La sostituzione del nemico di classe con il nemico mafioso, è stata oggi formalizzata con la campagna di lotta al racket delle estorsioni, definito giornalisticamente come il “pizzo”. Ora il nuovo eroe della sinistra non è più il sindacalista contadino che resiste alla mafia dei “campieri”, ma è l’imprenditore coraggioso che resiste al racket ed eroicamente lo denuncia.
Ecco che la Confindustria diventa il punto di riferimento morale, per cui la vediamo espellere con ribrezzo gli imprenditori che pagano il pizzo.

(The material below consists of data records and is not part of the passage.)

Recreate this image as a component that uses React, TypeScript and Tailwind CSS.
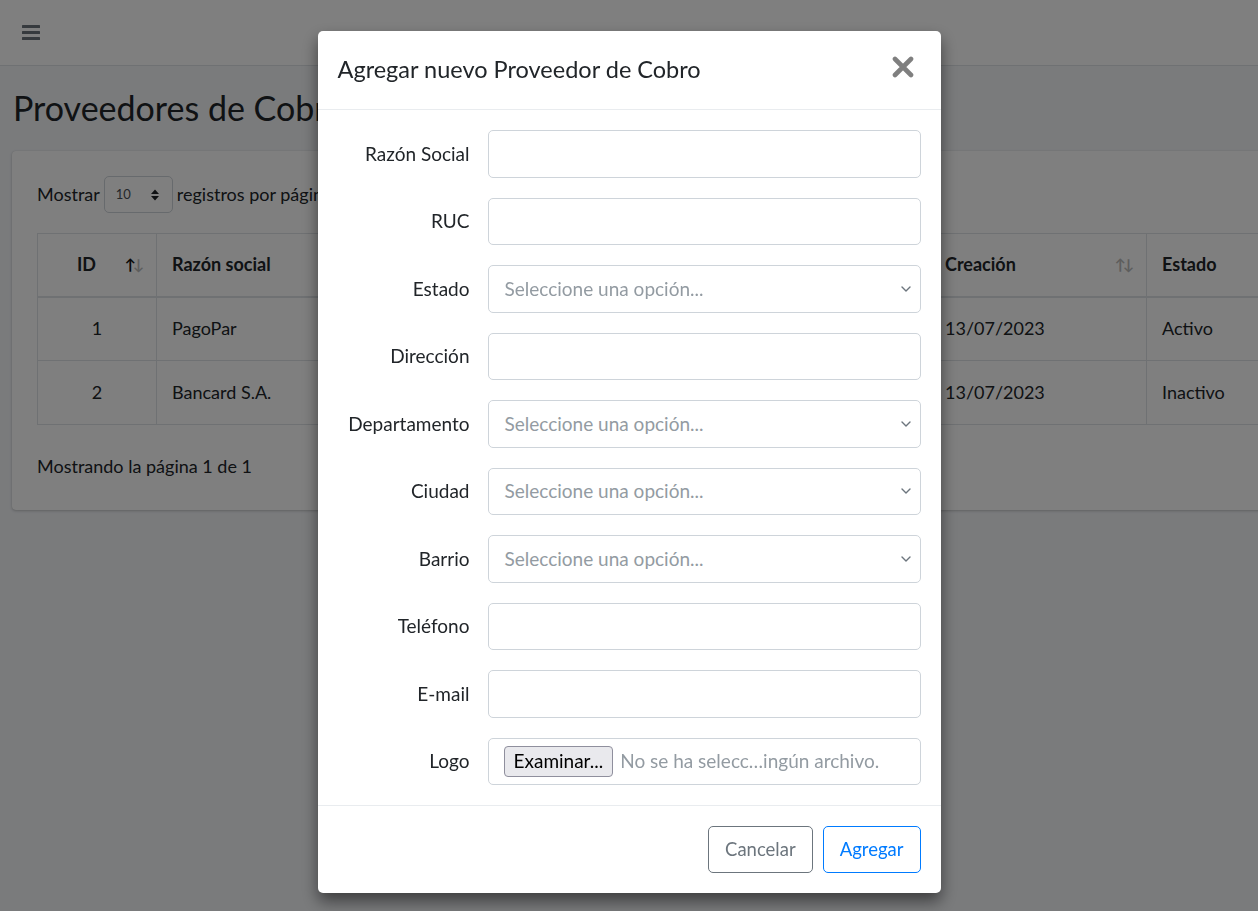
import React from "react";

const font = { fontFamily: "Lato, 'Noto Sans', sans-serif" };

type Field = { label: string; kind: "text" | "select" | "file" };

const fields: Field[] = [
  { label: "Razón Social", kind: "text" },
  { label: "RUC", kind: "text" },
  { label: "Estado", kind: "select" },
  { label: "Dirección", kind: "text" },
  { label: "Departamento", kind: "select" },
  { label: "Ciudad", kind: "select" },
  { label: "Barrio", kind: "select" },
  { label: "Teléfono", kind: "text" },
  { label: "E-mail", kind: "text" },
  { label: "Logo", kind: "file" },
];

const rows = [
  { id: 1, name: "PagoPar", date: "13/07/2023", status: "Activo" },
  { id: 2, name: "Bancard S.A.", date: "13/07/2023", status: "Inactivo" },
];

function Chevron() {
  return (
    <svg width="12" height="8" viewBox="0 0 12 8" className="absolute right-[8px] top-1/2 -translate-y-1/2">
      <path d="M2 2l4 4 4-4" fill="none" stroke="#6c757d" strokeWidth="1.4" strokeLinecap="round" strokeLinejoin="round" />
    </svg>
  );
}

function Control({ kind }: { kind: Field["kind"] }) {
  const base =
    "relative h-[47.5px] w-full rounded-[5px] border border-[#ced4da] bg-white flex items-center";
  if (kind === "select") {
    return (
      <div className={base}>
        <span className="pl-4 text-[19px] text-[#939ba2]">Seleccione una opción...</span>
        <Chevron />
      </div>
    );
  }
  if (kind === "file") {
    return (
      <div className={base + " pl-[15px]"}>
        <span className="h-[31px] px-[9px] flex items-center rounded-[4px] border border-[#8f8f9d] bg-[#e9e9ed] text-[19px] text-black">
          Examinar...
        </span>
        <span className="ml-[7px] text-[19px] text-[#939ba2]">No se ha selecc…ingún archivo.</span>
      </div>
    );
  }
  return <div className={base} />;
}

function SortIcon({ active }: { active?: boolean }) {
  return (
    <span className="text-[15px] font-bold tracking-[-3px] leading-none">
      <span className={active ? "text-[#111]" : "text-[#bbb]"}>↑</span>
      <span className="text-[#bbb]">↓</span>
    </span>
  );
}

function Page() {
  return (
    <div className="min-h-screen bg-[#f4f6f9]">
      <div className="h-[66px] bg-white border-b border-[#dee2e6] flex items-center pl-[22px]">
        <svg width="18" height="15" viewBox="0 0 18 15">
          <rect x="0" y="0" width="18" height="3" rx="0.5" fill="#6c757d" />
          <rect x="0" y="6" width="18" height="3" rx="0.5" fill="#6c757d" />
          <rect x="0" y="12" width="18" height="3" rx="0.5" fill="#6c757d" />
        </svg>
      </div>
      <h1 className="pl-[13px] pt-[18px] pb-[20px] text-[34px] leading-[47px] text-[#212529]">
        Proveedores de Cobro
      </h1>
      <div className="ml-[12px] w-[1400px] rounded-[4px] bg-white shadow-[0_0_1px_rgba(0,0,0,.125),0_1px_3px_rgba(0,0,0,.2)] px-[25px] pt-[25px] pb-[30px] text-[18px] text-[#212529]">
        <div className="flex items-center h-[37px]">
          <span>Mostrar</span>
          <span className="mx-[4px] w-[69px] h-[37px] rounded-[5px] border border-[#ced4da] flex items-center justify-between pl-[11px] pr-[12px] text-[13px] text-[#495057]">
            10
            <svg width="10" height="14" viewBox="0 0 10 14">
              <path d="M1 6L5 1.5 9 6z M1 8l4 4.5L9 8z" fill="#212529" />
            </svg>
          </span>
          <span>registros por página</span>
        </div>
        <table className="mt-[20px] border-collapse table-fixed w-[1350px]">
          <colgroup>
            <col className="w-[119px]" />
            <col className="w-[250px]" />
            <col className="w-[200px]" />
            <col className="w-[324px]" />
            <col className="w-[216px]" />
            <col />
          </colgroup>
          <thead>
            <tr className="h-[63px] font-bold">
              <th className="border border-[#dee2e6] border-b-2 px-[15px]">
                <div className="flex items-center justify-between pl-[24px]">
                  <span>ID</span>
                  <SortIcon active />
                </div>
              </th>
              <th className="border border-[#dee2e6] border-b-2 px-[15px] text-left">Razón social</th>
              <th className="border border-[#dee2e6] border-b-2 px-[15px] text-left">RUC</th>
              <th className="border border-[#dee2e6] border-b-2 px-[15px] text-left">Teléfono</th>
              <th className="border border-[#dee2e6] border-b-2 px-[15px] text-left">
                <div className="flex items-center justify-between -ml-[1px]">
                  <span>Creación</span>
                  <SortIcon />
                </div>
              </th>
              <th className="border border-[#dee2e6] border-b-2 px-[15px] text-left">Estado</th>
            </tr>
          </thead>
          <tbody>
            {rows.map((r) => (
              <tr key={r.id} className="h-[64px]">
                <td className="border border-[#dee2e6] text-center">{r.id}</td>
                <td className="border border-[#dee2e6] px-[15px]">{r.name}</td>
                <td className="border border-[#dee2e6] px-[15px]">80000000-1</td>
                <td className="border border-[#dee2e6] px-[15px]">021 000 000</td>
                <td className="border border-[#dee2e6] px-[14px]">{r.date}</td>
                <td className="border border-[#dee2e6] px-[15px]">{r.status}</td>
              </tr>
            ))}
          </tbody>
        </table>
        <div className="mt-[28px] leading-[27px]">Mostrando la página 1 de 1</div>
      </div>
    </div>
  );
}

function Modal() {
  return (
    <div className="fixed inset-0 bg-black/50">
      <div className="mx-auto mt-[31px] w-[623px] rounded-[5px] bg-white shadow-[0_8px_16px_rgba(0,0,0,0.5)]">
        <div className="h-[79px] flex items-center justify-between px-5 border-b border-[#e9ecef]">
          <h4 className="text-[23.5px] text-[#212529]">Agregar nuevo Proveedor de Cobro</h4>
          <svg width="22" height="22" viewBox="0 0 22 22" className="mr-[7px] -mt-[6px]">
            <path d="M3 3l16 16M19 3L3 19" stroke="#7f7f7f" strokeWidth="4.6" strokeLinecap="round" />
          </svg>
        </div>
        <div className="p-5 grid grid-cols-[132px_1fr] gap-x-[18px] gap-y-[20px]">
          {fields.map((f) => (
            <React.Fragment key={f.label}>
              <div className="flex items-center justify-end text-[19px] text-[#212529]">{f.label}</div>
              <Control kind={f.kind} />
            </React.Fragment>
          ))}
        </div>
        <div className="border-t border-[#e9ecef] p-5 flex justify-end gap-[10px]">
          <button className="h-[47px] px-4 rounded-[5px] border border-[#6c757d] text-[#6c757d] text-[18.5px]">
            Cancelar
          </button>
          <button className="h-[47px] px-4 rounded-[5px] border border-[#007bff] text-[#007bff] text-[18.5px]">
            Agregar
          </button>
        </div>
      </div>
    </div>
  );
}

export default function App() {
  return (
    <div style={font} className="relative w-screen h-screen overflow-hidden">
      <Page />
      <Modal />
    </div>
  );
}
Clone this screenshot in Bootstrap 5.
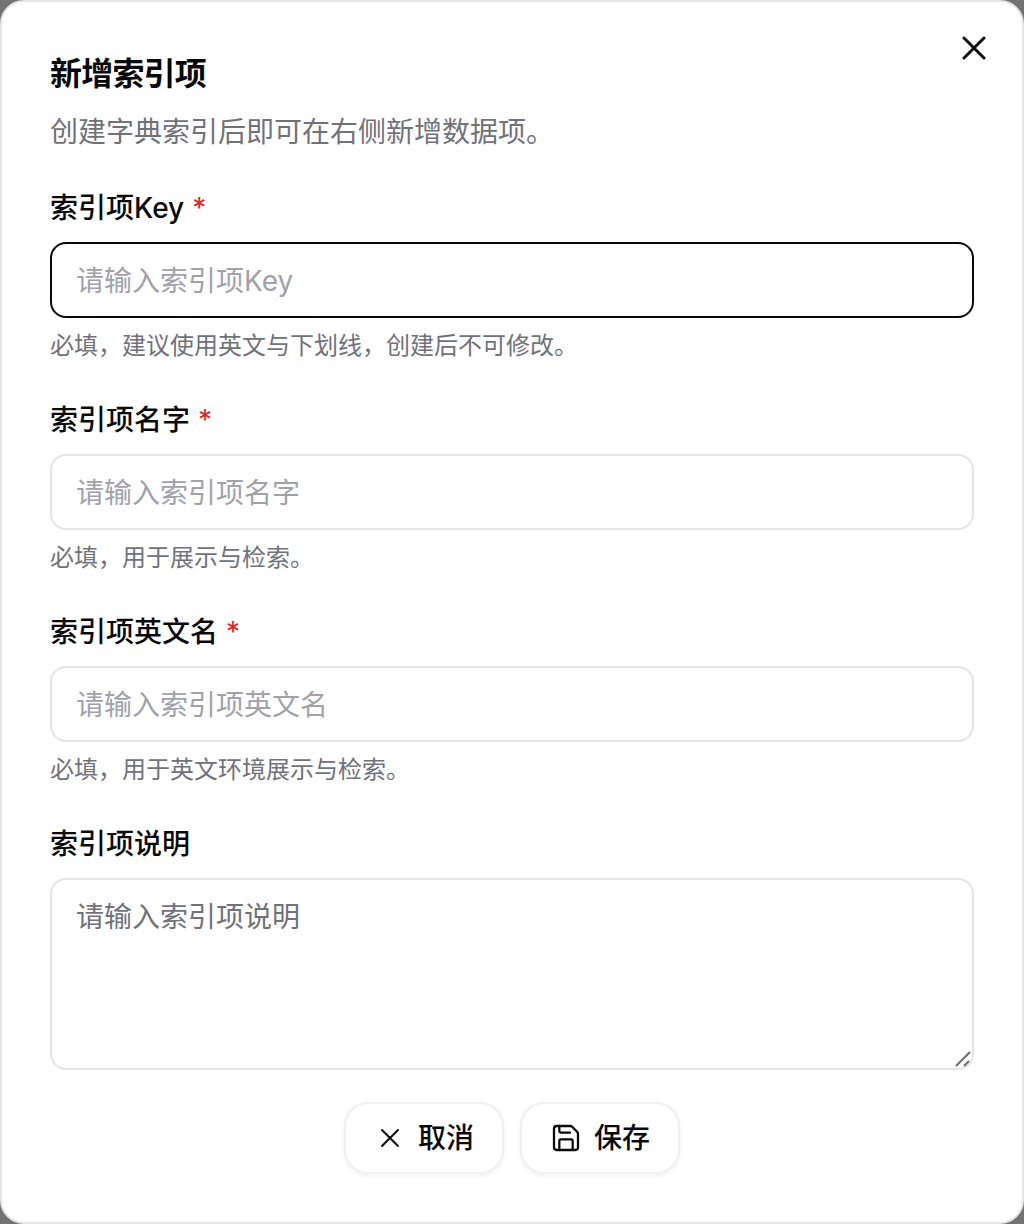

Visto che l’imprenditore antiracket è diventato il nuovo eroe, la collaborazione di classe diventa a sua volta il nuovo imperativo morale, mettendo così da parte ogni interrogativo dettato dal più elementare buonsenso, come, ad esempio, in che modo possa esistere un racket senza l’attiva complicità delle sedicenti forze dell’ordine.
Come mai dei poliziotti che usano spregiudicatamente la figura dell’agente provocatore quando si tratti di dare la caccia ai sovversivi, non hanno mai pensato di utilizzare questa figura per la lotta al racket?
Perché è necessario che tanti cittadini siano costretti a diventare degli eroi, quando basterebbe diffondere come esca sul territorio tanti finti imprenditori che dovrebbero solo aspettare che l’esattore del racket si presentasse da loro?
Negli Stati Uniti, dove la figura dell’agente provocatore è utilizzata persino per incastrare i clienti delle prostitute, non è rintracciabile un solo caso in cui agenti provocatori siano stati invece adoperati per contrastare il racket delle estorsioni; e in Italia le cose vanno allo stesso modo: nessun questore ha mai avuto l’idea di mandare qualche agente ad aprire bancarelle al mercato per identificare ed arrestare qualche estorsore.
Il fatto in sé non ha nulla di strano, semmai è strano che nessun giornalista di sinistra ponga, o si ponga, questa domanda.
Ma in una sinistra in cui gli eroi da imitare non sono più operai, rivoluzionari o sindacalisti, ma imprenditori e poliziotti, anche questa acquiescenza alla propaganda ufficiale, occorre ormai aspettarsela; perciò neppure il fascino che esercita su larghi settori della ex “sinistra radicale” lo sbirro Di Pietro, deve più stupire.